## OBJECTIVE
Output all the data exactly. Pictures do not belong in the copy.
** begin **
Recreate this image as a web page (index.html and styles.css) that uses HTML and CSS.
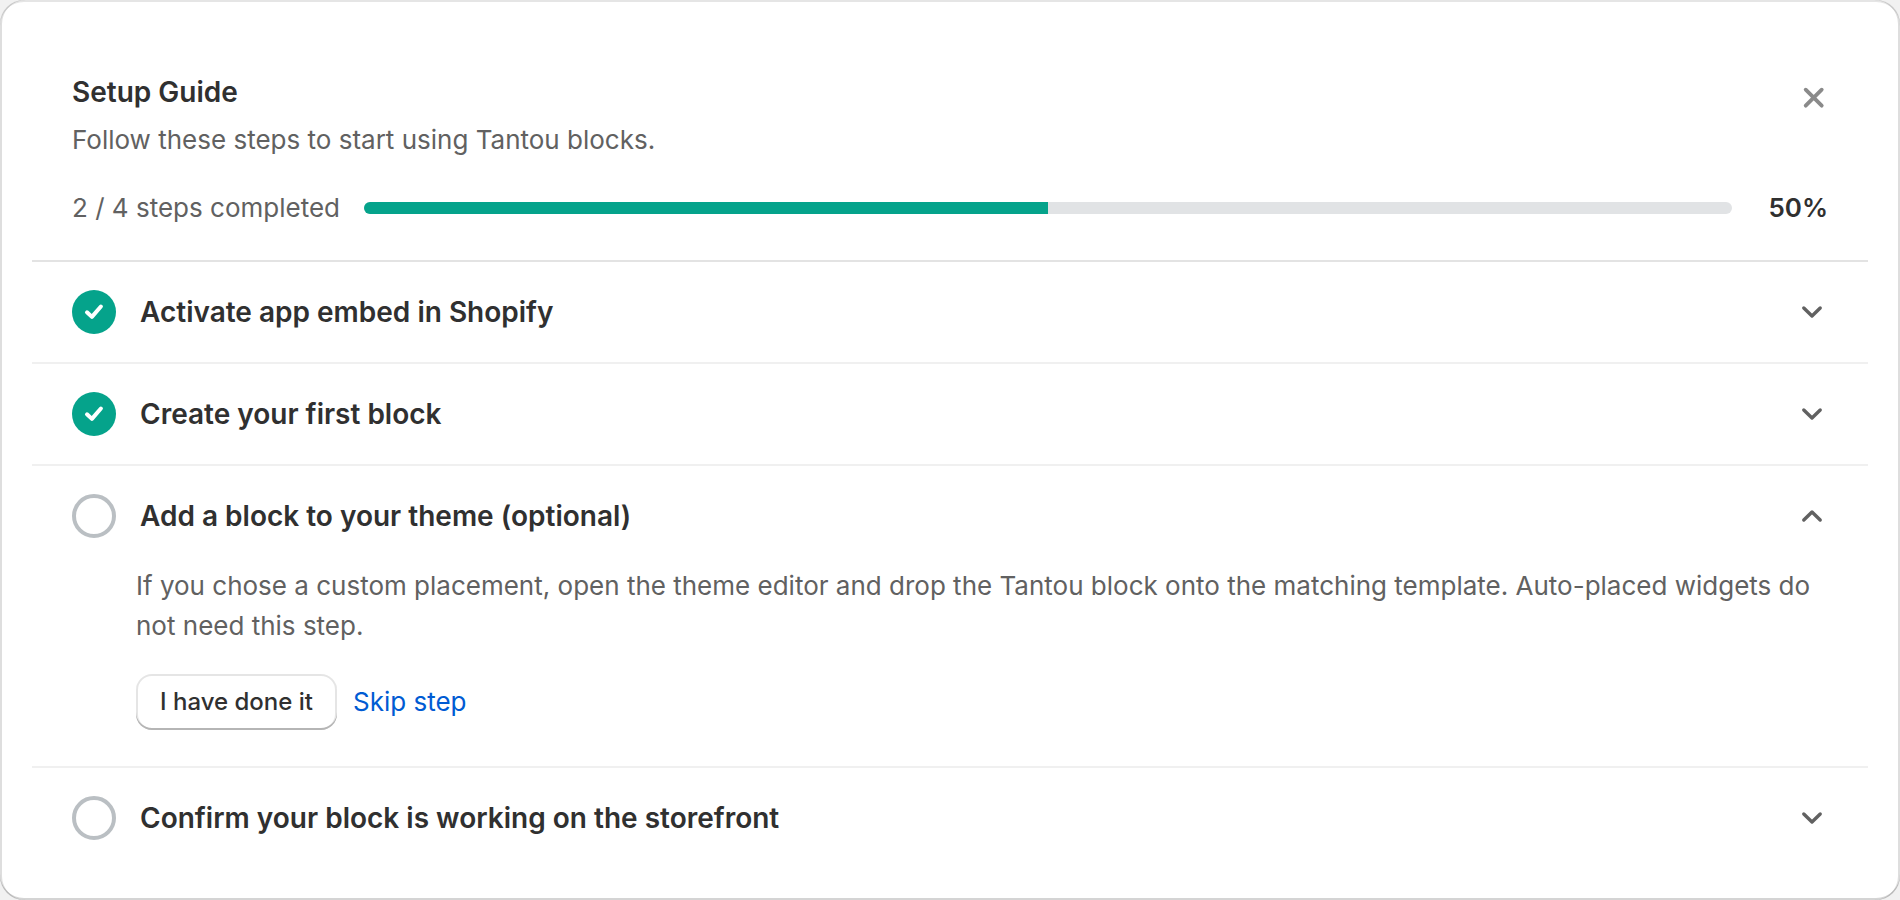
FILE: index.html
```html
<!DOCTYPE html>
<html lang="en">
<head>
    <meta charset="UTF-8">
    <meta name="viewport" content="width=device-width, initial-scale=1.0">
    <title>Setup Guide</title>
    <link rel="stylesheet" href="styles.css">
</head>
<body>
    <main class="card">
        <header class="guide-header">
            <div class="title-row">
                <div class="titles">
                    <h1>Setup Guide</h1>
                    <p>Follow these steps to start using Tantou blocks.</p>
                </div>
                <button type="button" class="close" aria-label="Dismiss setup guide">
                    <svg viewBox="0 0 28 28"><path d="M5.7 6.7l16 16M21.7 6.7l-16 16"/></svg>
                </button>
            </div>
            <div class="progress-row">
                <span id="progressLabel">2 / 4 steps completed</span>
                <div class="progress" role="progressbar" aria-labelledby="progressLabel" aria-valuenow="50" aria-valuemin="0" aria-valuemax="100">
                    <div class="progress-fill" style="width: 50%"></div>
                </div>
                <strong>50%</strong>
            </div>
        </header>

        <details class="step">
            <summary>
                <span class="status done">
                    <svg viewBox="0 0 44 44"><path d="M15 22.3l4.9 4.6 9-10.4"/></svg>
                </span>
                <h2>Activate app embed in Shopify</h2>
                <svg class="chevron" viewBox="0 0 32 32"><path d="M7.8 12l8.2 8 8.2-8"/></svg>
            </summary>
        </details>

        <details class="step">
            <summary>
                <span class="status done">
                    <svg viewBox="0 0 44 44"><path d="M15 22.3l4.9 4.6 9-10.4"/></svg>
                </span>
                <h2>Create your first block</h2>
                <svg class="chevron" viewBox="0 0 32 32"><path d="M7.8 12l8.2 8 8.2-8"/></svg>
            </summary>
        </details>

        <details class="step" open>
            <summary>
                <span class="status"></span>
                <h2>Add a block to your theme (optional)</h2>
                <svg class="chevron" viewBox="0 0 32 32"><path d="M7.8 12l8.2 8 8.2-8"/></svg>
            </summary>
            <div class="step-body">
                <p>If you chose a custom placement, open the theme editor and drop the Tantou block onto the matching template. Auto-placed widgets do not need this step.</p>
                <div class="actions">
                    <button type="button" class="button">I have done it</button>
                    <a href="#">Skip step</a>
                </div>
            </div>
        </details>

        <details class="step">
            <summary>
                <span class="status"></span>
                <h2>Confirm your block is working on the storefront</h2>
                <svg class="chevron" viewBox="0 0 32 32"><path d="M7.8 12l8.2 8 8.2-8"/></svg>
            </summary>
        </details>
    </main>
</body>
</html>
```
FILE: styles.css
```css
* {
    box-sizing: border-box;
}
body {
    margin: 0;
    background-color: #f1f1f1;
    color: #303030;
    font-family: Inter, sans-serif;
    font-size: 26px;
    font-weight: 420;
    line-height: 40px;
}
h1, h2, p {
    margin: 0;
}
h1, h2 {
    font-size: 28px;
    font-weight: 600;
}
svg {
    display: block;
    fill: none;
    stroke: currentColor;
    stroke-linecap: round;
    stroke-linejoin: round;
}
.card {
    padding: 32px;
    background: #fff;
    border-radius: 24px;
    box-shadow:
        inset 2px 0 0 rgba(0, 0, 0, 0.13),
        inset -2px 0 0 rgba(0, 0, 0, 0.13),
        inset 0 -2px 0 rgba(0, 0, 0, 0.17),
        inset 0 2px 0 rgba(204, 204, 204, 0.5);
}
.guide-header {
    padding: 40px 40px 32px;
    border-bottom: 2px solid #e3e3e3;
    color: #616161;
}
.title-row {
    display: flex;
    justify-content: space-between;
    align-items: flex-start;
    margin-bottom: 28px;
}
.titles {
    display: grid;
    gap: 8px;
}
.titles h1, .progress-row strong {
    color: #303030;
}
.close {
    margin-top: 11px;
    padding: 0;
    border: none;
    background: none;
    color: #8a8a8a;
    cursor: pointer;
}
.close svg {
    width: 28px;
    height: 28px;
    stroke-width: 3.8;
}
.progress-row {
    display: flex;
    align-items: center;
    gap: 24px;
}
.progress-row strong {
    margin-left: 12px;
    font-weight: 600;
}
.progress {
    flex: 1;
    height: 12px;
    overflow: hidden;
    border-radius: 6px;
    background: #e1e3e5;
}
.progress-fill {
    height: 100%;
    background: #05a38b;
}
.step + .step {
    border-top: 2px solid #f0f0f0;
}
.step summary {
    display: flex;
    align-items: center;
    gap: 24px;
    padding: 28px 40px;
    list-style: none;
    cursor: pointer;
}
.step h2 {
    flex: 1;
}
.status {
    width: 44px;
    height: 44px;
    border: 4px solid #babfc3;
    border-radius: 50%;
}
.status.done {
    border: none;
    background: #05a38b;
    color: #fff;
}
.status svg {
    stroke-width: 4;
}
.chevron {
    width: 32px;
    height: 32px;
    color: #616161;
    stroke-width: 3.4;
}
.step[open] .chevron {
    transform: rotate(180deg);
}
.step-body {
    padding: 0 40px 36px 104px;
    color: #616161;
}
.actions {
    display: flex;
    align-items: center;
    gap: 16px;
    margin-top: 28px;
}
.button {
    height: 56px;
    padding: 0 24px 2px;
    border: none;
    border-radius: 16px;
    background: #fff;
    color: #303030;
    font-family: inherit;
    font-size: 24px;
    font-weight: 500;
    box-shadow: inset 0 -2px 0 #b5b5b5, inset 0 0 0 2px rgba(0, 0, 0, 0.1);
    cursor: pointer;
}
a {
    color: #005bd3;
    text-decoration: none;
}
```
** end **
## RESULT
Recreate this image as a web page (index.html and styles.css) that uses HTML and CSS.
FILE: index.html
```html
<!DOCTYPE html>
<html lang="en">
<head>
    <meta charset="UTF-8">
    <meta name="viewport" content="width=device-width, initial-scale=1.0">
    <title>Setup Guide</title>
    <link rel="stylesheet" href="styles.css">
</head>
<body>
    <main class="card">
        <header class="guide-header">
            <div class="title-row">
                <div class="titles">
                    <h1>Setup Guide</h1>
                    <p>Follow these steps to start using Tantou blocks.</p>
                </div>
                <button type="button" class="close" aria-label="Dismiss setup guide">
                    <svg viewBox="0 0 28 28"><path d="M5.7 6.7l16 16M21.7 6.7l-16 16"/></svg>
                </button>
            </div>
            <div class="progress-row">
                <span id="progressLabel">2 / 4 steps completed</span>
                <div class="progress" role="progressbar" aria-labelledby="progressLabel" aria-valuenow="50" aria-valuemin="0" aria-valuemax="100">
                    <div class="progress-fill" style="width: 50%"></div>
                </div>
                <strong>50%</strong>
            </div>
        </header>

        <details class="step">
            <summary>
                <span class="status done">
                    <svg viewBox="0 0 44 44"><path d="M15 22.3l4.9 4.6 9-10.4"/></svg>
                </span>
                <h2>Activate app embed in Shopify</h2>
                <svg class="chevron" viewBox="0 0 32 32"><path d="M7.8 12l8.2 8 8.2-8"/></svg>
            </summary>
        </details>

        <details class="step">
            <summary>
                <span class="status done">
                    <svg viewBox="0 0 44 44"><path d="M15 22.3l4.9 4.6 9-10.4"/></svg>
                </span>
                <h2>Create your first block</h2>
                <svg class="chevron" viewBox="0 0 32 32"><path d="M7.8 12l8.2 8 8.2-8"/></svg>
            </summary>
        </details>

        <details class="step" open>
            <summary>
                <span class="status"></span>
                <h2>Add a block to your theme (optional)</h2>
                <svg class="chevron" viewBox="0 0 32 32"><path d="M7.8 12l8.2 8 8.2-8"/></svg>
            </summary>
            <div class="step-body">
                <p>If you chose a custom placement, open the theme editor and drop the Tantou block onto the matching template. Auto-placed widgets do not need this step.</p>
                <div class="actions">
                    <button type="button" class="button">I have done it</button>
                    <a href="#">Skip step</a>
                </div>
            </div>
        </details>

        <details class="step">
            <summary>
                <span class="status"></span>
                <h2>Confirm your block is working on the storefront</h2>
                <svg class="chevron" viewBox="0 0 32 32"><path d="M7.8 12l8.2 8 8.2-8"/></svg>
            </summary>
        </details>
    </main>
</body>
</html>
```
FILE: styles.css
```css
* {
    box-sizing: border-box;
}
body {
    margin: 0;
    background-color: #f1f1f1;
    color: #303030;
    font-family: Inter, sans-serif;
    font-size: 26px;
    font-weight: 420;
    line-height: 40px;
}
h1, h2, p {
    margin: 0;
}
h1, h2 {
    font-size: 28px;
    font-weight: 600;
}
svg {
    display: block;
    fill: none;
    stroke: currentColor;
    stroke-linecap: round;
    stroke-linejoin: round;
}
.card {
    padding: 32px;
    background: #fff;
    border-radius: 24px;
    box-shadow:
        inset 2px 0 0 rgba(0, 0, 0, 0.13),
        inset -2px 0 0 rgba(0, 0, 0, 0.13),
        inset 0 -2px 0 rgba(0, 0, 0, 0.17),
        inset 0 2px 0 rgba(204, 204, 204, 0.5);
}
.guide-header {
    padding: 40px 40px 32px;
    border-bottom: 2px solid #e3e3e3;
    color: #616161;
}
.title-row {
    display: flex;
    justify-content: space-between;
    align-items: flex-start;
    margin-bottom: 28px;
}
.titles {
    display: grid;
    gap: 8px;
}
.titles h1, .progress-row strong {
    color: #303030;
}
.close {
    margin-top: 11px;
    padding: 0;
    border: none;
    background: none;
    color: #8a8a8a;
    cursor: pointer;
}
.close svg {
    width: 28px;
    height: 28px;
    stroke-width: 3.8;
}
.progress-row {
    display: flex;
    align-items: center;
    gap: 24px;
}
.progress-row strong {
    margin-left: 12px;
    font-weight: 600;
}
.progress {
    flex: 1;
    height: 12px;
    overflow: hidden;
    border-radius: 6px;
    background: #e1e3e5;
}
.progress-fill {
    height: 100%;
    background: #05a38b;
}
.step + .step {
    border-top: 2px solid #f0f0f0;
}
.step summary {
    display: flex;
    align-items: center;
    gap: 24px;
    padding: 28px 40px;
    list-style: none;
    cursor: pointer;
}
.step h2 {
    flex: 1;
}
.status {
    width: 44px;
    height: 44px;
    border: 4px solid #babfc3;
    border-radius: 50%;
}
.status.done {
    border: none;
    background: #05a38b;
    color: #fff;
}
.status svg {
    stroke-width: 4;
}
.chevron {
    width: 32px;
    height: 32px;
    color: #616161;
    stroke-width: 3.4;
}
.step[open] .chevron {
    transform: rotate(180deg);
}
.step-body {
    padding: 0 40px 36px 104px;
    color: #616161;
}
.actions {
    display: flex;
    align-items: center;
    gap: 16px;
    margin-top: 28px;
}
.button {
    height: 56px;
    padding: 0 24px 2px;
    border: none;
    border-radius: 16px;
    background: #fff;
    color: #303030;
    font-family: inherit;
    font-size: 24px;
    font-weight: 500;
    box-shadow: inset 0 -2px 0 #b5b5b5, inset 0 0 0 2px rgba(0, 0, 0, 0.1);
    cursor: pointer;
}
a {
    color: #005bd3;
    text-decoration: none;
}
```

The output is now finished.